Despite higher prices for some raw materials and consumer products, signs of broader price inflation appear to be mostly short term in nature and unlikely to produce sustained long term inflationary pressures. If history is any guide, sharp increases in prices for raw industrial materials – copper, rubber and zinc, among others – generally do not have much impact on the Consumer Price Index (excluding food and energy), the most widely used gauge of long-term inflation. Experts believe that inflation should spike in coming months as stimulus induced demand meets COVID-restricted supply. This is the process of the U.S. economy trying to find a new equilibrium. As stimulus wanes and the economy fully reopens, inflation should return to pre-pandemic levels of around 2% annualized.

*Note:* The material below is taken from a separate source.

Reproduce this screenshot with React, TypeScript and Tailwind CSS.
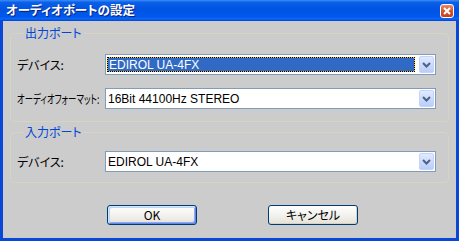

The Enhancing Emergency and Retirement Savings Act of 2021 was introduced May 27 to help encourage participation in retirement plans by giving individuals additional access to funds should a family emergency hit.  The legislation creates a new category of distribution in a 401(k) or similar plan that would allow workers who have a certain balance in these accounts to quickly access their savings to address a personal financial emergency without an additional tax penalty and a minimal amount of paperwork.

Under the legislation, one emergency distribution would be permitted per calendar year. Distributions would be limited to vested amounts over $1,000, with an annual maximum withdrawal of $1,000. Additionally, the legislation requires that the individual replenish the withdrawn amount back to the plan before an additional emergency distribution from that same plan is allowed.

The Senate Finance Committee is expected to release additional comprehensive retirement savings legislation in the coming weeks.